**RECORDS FOR THIS TASK**
[START]
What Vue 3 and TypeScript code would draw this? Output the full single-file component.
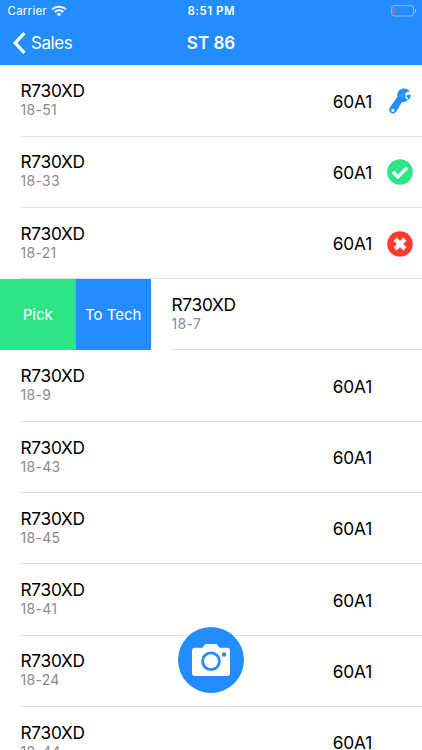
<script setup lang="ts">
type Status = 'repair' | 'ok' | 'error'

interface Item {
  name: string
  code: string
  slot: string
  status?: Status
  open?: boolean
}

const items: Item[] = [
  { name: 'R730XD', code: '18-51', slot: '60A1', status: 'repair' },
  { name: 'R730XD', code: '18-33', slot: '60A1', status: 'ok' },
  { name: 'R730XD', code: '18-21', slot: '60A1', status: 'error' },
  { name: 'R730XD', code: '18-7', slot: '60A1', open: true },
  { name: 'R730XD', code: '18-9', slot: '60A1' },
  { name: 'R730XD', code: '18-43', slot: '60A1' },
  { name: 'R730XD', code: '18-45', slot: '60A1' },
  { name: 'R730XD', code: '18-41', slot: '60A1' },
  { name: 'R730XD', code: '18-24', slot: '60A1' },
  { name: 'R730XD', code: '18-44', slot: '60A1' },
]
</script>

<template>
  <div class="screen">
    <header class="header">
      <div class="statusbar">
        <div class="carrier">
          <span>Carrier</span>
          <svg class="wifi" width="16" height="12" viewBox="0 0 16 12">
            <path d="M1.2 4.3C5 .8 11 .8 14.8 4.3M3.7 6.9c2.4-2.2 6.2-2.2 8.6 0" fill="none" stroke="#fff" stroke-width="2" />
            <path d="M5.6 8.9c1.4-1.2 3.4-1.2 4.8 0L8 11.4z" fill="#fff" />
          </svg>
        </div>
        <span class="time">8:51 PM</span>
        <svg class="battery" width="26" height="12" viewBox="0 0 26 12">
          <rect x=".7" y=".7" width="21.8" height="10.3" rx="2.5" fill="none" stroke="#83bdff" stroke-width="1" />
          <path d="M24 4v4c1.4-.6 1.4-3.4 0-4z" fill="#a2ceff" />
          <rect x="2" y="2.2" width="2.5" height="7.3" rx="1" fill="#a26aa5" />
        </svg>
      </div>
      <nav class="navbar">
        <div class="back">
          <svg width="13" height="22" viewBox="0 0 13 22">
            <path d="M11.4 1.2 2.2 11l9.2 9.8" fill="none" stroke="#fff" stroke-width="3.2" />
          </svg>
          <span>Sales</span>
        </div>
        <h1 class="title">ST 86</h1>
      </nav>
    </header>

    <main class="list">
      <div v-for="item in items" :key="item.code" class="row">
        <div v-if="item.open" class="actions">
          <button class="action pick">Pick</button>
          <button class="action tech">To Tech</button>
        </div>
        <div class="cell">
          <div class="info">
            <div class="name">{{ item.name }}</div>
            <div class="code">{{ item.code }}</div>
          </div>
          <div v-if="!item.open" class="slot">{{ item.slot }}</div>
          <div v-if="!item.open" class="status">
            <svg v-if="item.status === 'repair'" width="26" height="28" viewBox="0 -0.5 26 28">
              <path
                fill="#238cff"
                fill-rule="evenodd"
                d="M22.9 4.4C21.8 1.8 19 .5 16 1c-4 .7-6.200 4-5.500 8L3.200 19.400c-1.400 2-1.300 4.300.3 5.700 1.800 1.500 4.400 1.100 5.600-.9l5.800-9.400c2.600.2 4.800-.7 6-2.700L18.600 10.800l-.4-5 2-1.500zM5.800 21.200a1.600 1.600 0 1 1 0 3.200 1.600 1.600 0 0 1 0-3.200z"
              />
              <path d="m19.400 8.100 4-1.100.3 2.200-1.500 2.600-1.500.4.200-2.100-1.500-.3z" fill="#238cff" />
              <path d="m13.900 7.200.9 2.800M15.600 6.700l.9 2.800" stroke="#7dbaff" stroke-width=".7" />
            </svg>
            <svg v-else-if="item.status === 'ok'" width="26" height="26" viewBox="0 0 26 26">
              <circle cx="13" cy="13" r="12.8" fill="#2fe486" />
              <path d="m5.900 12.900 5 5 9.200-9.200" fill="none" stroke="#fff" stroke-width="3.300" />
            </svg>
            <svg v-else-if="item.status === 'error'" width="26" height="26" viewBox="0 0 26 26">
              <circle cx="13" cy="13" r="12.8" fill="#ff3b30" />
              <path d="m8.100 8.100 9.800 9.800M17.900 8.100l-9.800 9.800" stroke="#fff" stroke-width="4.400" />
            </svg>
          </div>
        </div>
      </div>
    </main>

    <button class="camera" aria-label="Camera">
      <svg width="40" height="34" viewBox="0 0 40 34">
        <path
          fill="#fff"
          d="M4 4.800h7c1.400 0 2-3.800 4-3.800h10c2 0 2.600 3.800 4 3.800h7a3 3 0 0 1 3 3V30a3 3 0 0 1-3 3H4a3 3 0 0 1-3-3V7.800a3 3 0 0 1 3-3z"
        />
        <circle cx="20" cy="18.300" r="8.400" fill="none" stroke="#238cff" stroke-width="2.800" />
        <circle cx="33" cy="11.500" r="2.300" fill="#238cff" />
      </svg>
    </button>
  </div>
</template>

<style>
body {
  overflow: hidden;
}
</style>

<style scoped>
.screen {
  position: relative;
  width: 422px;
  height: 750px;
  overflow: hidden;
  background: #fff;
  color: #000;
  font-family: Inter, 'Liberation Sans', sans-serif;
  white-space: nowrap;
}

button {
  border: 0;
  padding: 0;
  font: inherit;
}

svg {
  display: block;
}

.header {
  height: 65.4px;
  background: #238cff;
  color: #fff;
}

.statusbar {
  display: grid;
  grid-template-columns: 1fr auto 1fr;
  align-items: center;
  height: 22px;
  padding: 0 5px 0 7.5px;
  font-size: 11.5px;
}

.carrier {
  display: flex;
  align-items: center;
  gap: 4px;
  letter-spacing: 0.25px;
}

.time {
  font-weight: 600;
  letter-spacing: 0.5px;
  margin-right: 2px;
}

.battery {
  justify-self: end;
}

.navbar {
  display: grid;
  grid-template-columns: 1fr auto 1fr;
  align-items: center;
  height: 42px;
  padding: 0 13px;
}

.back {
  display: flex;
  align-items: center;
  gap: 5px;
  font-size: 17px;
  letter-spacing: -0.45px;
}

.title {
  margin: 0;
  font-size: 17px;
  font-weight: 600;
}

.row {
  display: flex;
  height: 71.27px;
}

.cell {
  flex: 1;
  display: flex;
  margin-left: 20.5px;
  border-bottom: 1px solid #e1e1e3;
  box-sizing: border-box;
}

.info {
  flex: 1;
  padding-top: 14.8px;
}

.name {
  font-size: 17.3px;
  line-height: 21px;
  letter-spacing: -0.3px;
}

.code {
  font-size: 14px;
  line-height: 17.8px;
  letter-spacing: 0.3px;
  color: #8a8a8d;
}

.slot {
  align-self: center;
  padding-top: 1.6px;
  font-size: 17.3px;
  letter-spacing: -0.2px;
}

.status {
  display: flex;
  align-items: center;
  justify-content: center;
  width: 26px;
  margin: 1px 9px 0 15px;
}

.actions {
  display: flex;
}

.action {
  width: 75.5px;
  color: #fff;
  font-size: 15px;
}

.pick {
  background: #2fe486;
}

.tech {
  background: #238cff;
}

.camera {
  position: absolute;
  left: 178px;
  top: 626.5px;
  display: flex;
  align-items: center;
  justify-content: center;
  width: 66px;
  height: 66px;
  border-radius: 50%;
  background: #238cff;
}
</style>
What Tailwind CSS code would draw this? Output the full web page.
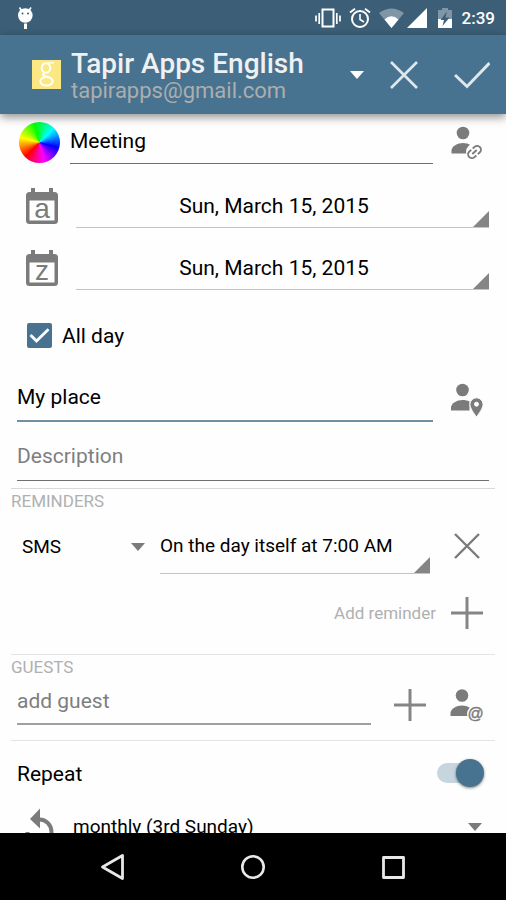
[END]
**SHORT EXERCISE**
Omit each picture, then return all of the listing exactly as it stands.

**WRITTEN RESPONSE**
What Vue 3 and TypeScript code would draw this? Output the full single-file component.
<script setup lang="ts">
type Status = 'repair' | 'ok' | 'error'

interface Item {
  name: string
  code: string
  slot: string
  status?: Status
  open?: boolean
}

const items: Item[] = [
  { name: 'R730XD', code: '18-51', slot: '60A1', status: 'repair' },
  { name: 'R730XD', code: '18-33', slot: '60A1', status: 'ok' },
  { name: 'R730XD', code: '18-21', slot: '60A1', status: 'error' },
  { name: 'R730XD', code: '18-7', slot: '60A1', open: true },
  { name: 'R730XD', code: '18-9', slot: '60A1' },
  { name: 'R730XD', code: '18-43', slot: '60A1' },
  { name: 'R730XD', code: '18-45', slot: '60A1' },
  { name: 'R730XD', code: '18-41', slot: '60A1' },
  { name: 'R730XD', code: '18-24', slot: '60A1' },
  { name: 'R730XD', code: '18-44', slot: '60A1' },
]
</script>

<template>
  <div class="screen">
    <header class="header">
      <div class="statusbar">
        <div class="carrier">
          <span>Carrier</span>
          <svg class="wifi" width="16" height="12" viewBox="0 0 16 12">
            <path d="M1.2 4.3C5 .8 11 .8 14.8 4.3M3.7 6.9c2.4-2.2 6.2-2.2 8.6 0" fill="none" stroke="#fff" stroke-width="2" />
            <path d="M5.6 8.9c1.4-1.2 3.4-1.2 4.8 0L8 11.4z" fill="#fff" />
          </svg>
        </div>
        <span class="time">8:51 PM</span>
        <svg class="battery" width="26" height="12" viewBox="0 0 26 12">
          <rect x=".7" y=".7" width="21.8" height="10.3" rx="2.5" fill="none" stroke="#83bdff" stroke-width="1" />
          <path d="M24 4v4c1.4-.6 1.4-3.4 0-4z" fill="#a2ceff" />
          <rect x="2" y="2.2" width="2.5" height="7.3" rx="1" fill="#a26aa5" />
        </svg>
      </div>
      <nav class="navbar">
        <div class="back">
          <svg width="13" height="22" viewBox="0 0 13 22">
            <path d="M11.4 1.2 2.2 11l9.2 9.8" fill="none" stroke="#fff" stroke-width="3.2" />
          </svg>
          <span>Sales</span>
        </div>
        <h1 class="title">ST 86</h1>
      </nav>
    </header>

    <main class="list">
      <div v-for="item in items" :key="item.code" class="row">
        <div v-if="item.open" class="actions">
          <button class="action pick">Pick</button>
          <button class="action tech">To Tech</button>
        </div>
        <div class="cell">
          <div class="info">
            <div class="name">{{ item.name }}</div>
            <div class="code">{{ item.code }}</div>
          </div>
          <div v-if="!item.open" class="slot">{{ item.slot }}</div>
          <div v-if="!item.open" class="status">
            <svg v-if="item.status === 'repair'" width="26" height="28" viewBox="0 -0.5 26 28">
              <path
                fill="#238cff"
                fill-rule="evenodd"
                d="M22.9 4.4C21.8 1.8 19 .5 16 1c-4 .7-6.200 4-5.500 8L3.200 19.400c-1.400 2-1.300 4.300.3 5.700 1.800 1.500 4.400 1.100 5.600-.9l5.800-9.400c2.600.2 4.800-.7 6-2.700L18.600 10.800l-.4-5 2-1.500zM5.800 21.200a1.600 1.600 0 1 1 0 3.200 1.600 1.600 0 0 1 0-3.200z"
              />
              <path d="m19.400 8.100 4-1.100.3 2.200-1.500 2.600-1.500.4.200-2.100-1.500-.3z" fill="#238cff" />
              <path d="m13.900 7.200.9 2.800M15.600 6.700l.9 2.800" stroke="#7dbaff" stroke-width=".7" />
            </svg>
            <svg v-else-if="item.status === 'ok'" width="26" height="26" viewBox="0 0 26 26">
              <circle cx="13" cy="13" r="12.8" fill="#2fe486" />
              <path d="m5.900 12.900 5 5 9.200-9.200" fill="none" stroke="#fff" stroke-width="3.300" />
            </svg>
            <svg v-else-if="item.status === 'error'" width="26" height="26" viewBox="0 0 26 26">
              <circle cx="13" cy="13" r="12.8" fill="#ff3b30" />
              <path d="m8.100 8.100 9.800 9.800M17.900 8.100l-9.800 9.800" stroke="#fff" stroke-width="4.400" />
            </svg>
          </div>
        </div>
      </div>
    </main>

    <button class="camera" aria-label="Camera">
      <svg width="40" height="34" viewBox="0 0 40 34">
        <path
          fill="#fff"
          d="M4 4.800h7c1.400 0 2-3.800 4-3.800h10c2 0 2.600 3.800 4 3.800h7a3 3 0 0 1 3 3V30a3 3 0 0 1-3 3H4a3 3 0 0 1-3-3V7.800a3 3 0 0 1 3-3z"
        />
        <circle cx="20" cy="18.300" r="8.400" fill="none" stroke="#238cff" stroke-width="2.800" />
        <circle cx="33" cy="11.500" r="2.300" fill="#238cff" />
      </svg>
    </button>
  </div>
</template>

<style>
body {
  overflow: hidden;
}
</style>

<style scoped>
.screen {
  position: relative;
  width: 422px;
  height: 750px;
  overflow: hidden;
  background: #fff;
  color: #000;
  font-family: Inter, 'Liberation Sans', sans-serif;
  white-space: nowrap;
}

button {
  border: 0;
  padding: 0;
  font: inherit;
}

svg {
  display: block;
}

.header {
  height: 65.4px;
  background: #238cff;
  color: #fff;
}

.statusbar {
  display: grid;
  grid-template-columns: 1fr auto 1fr;
  align-items: center;
  height: 22px;
  padding: 0 5px 0 7.5px;
  font-size: 11.5px;
}

.carrier {
  display: flex;
  align-items: center;
  gap: 4px;
  letter-spacing: 0.25px;
}

.time {
  font-weight: 600;
  letter-spacing: 0.5px;
  margin-right: 2px;
}

.battery {
  justify-self: end;
}

.navbar {
  display: grid;
  grid-template-columns: 1fr auto 1fr;
  align-items: center;
  height: 42px;
  padding: 0 13px;
}

.back {
  display: flex;
  align-items: center;
  gap: 5px;
  font-size: 17px;
  letter-spacing: -0.45px;
}

.title {
  margin: 0;
  font-size: 17px;
  font-weight: 600;
}

.row {
  display: flex;
  height: 71.27px;
}

.cell {
  flex: 1;
  display: flex;
  margin-left: 20.5px;
  border-bottom: 1px solid #e1e1e3;
  box-sizing: border-box;
}

.info {
  flex: 1;
  padding-top: 14.8px;
}

.name {
  font-size: 17.3px;
  line-height: 21px;
  letter-spacing: -0.3px;
}

.code {
  font-size: 14px;
  line-height: 17.8px;
  letter-spacing: 0.3px;
  color: #8a8a8d;
}

.slot {
  align-self: center;
  padding-top: 1.6px;
  font-size: 17.3px;
  letter-spacing: -0.2px;
}

.status {
  display: flex;
  align-items: center;
  justify-content: center;
  width: 26px;
  margin: 1px 9px 0 15px;
}

.actions {
  display: flex;
}

.action {
  width: 75.5px;
  color: #fff;
  font-size: 15px;
}

.pick {
  background: #2fe486;
}

.tech {
  background: #238cff;
}

.camera {
  position: absolute;
  left: 178px;
  top: 626.5px;
  display: flex;
  align-items: center;
  justify-content: center;
  width: 66px;
  height: 66px;
  border-radius: 50%;
  background: #238cff;
}
</style>
What Tailwind CSS code would draw this? Output the full web page.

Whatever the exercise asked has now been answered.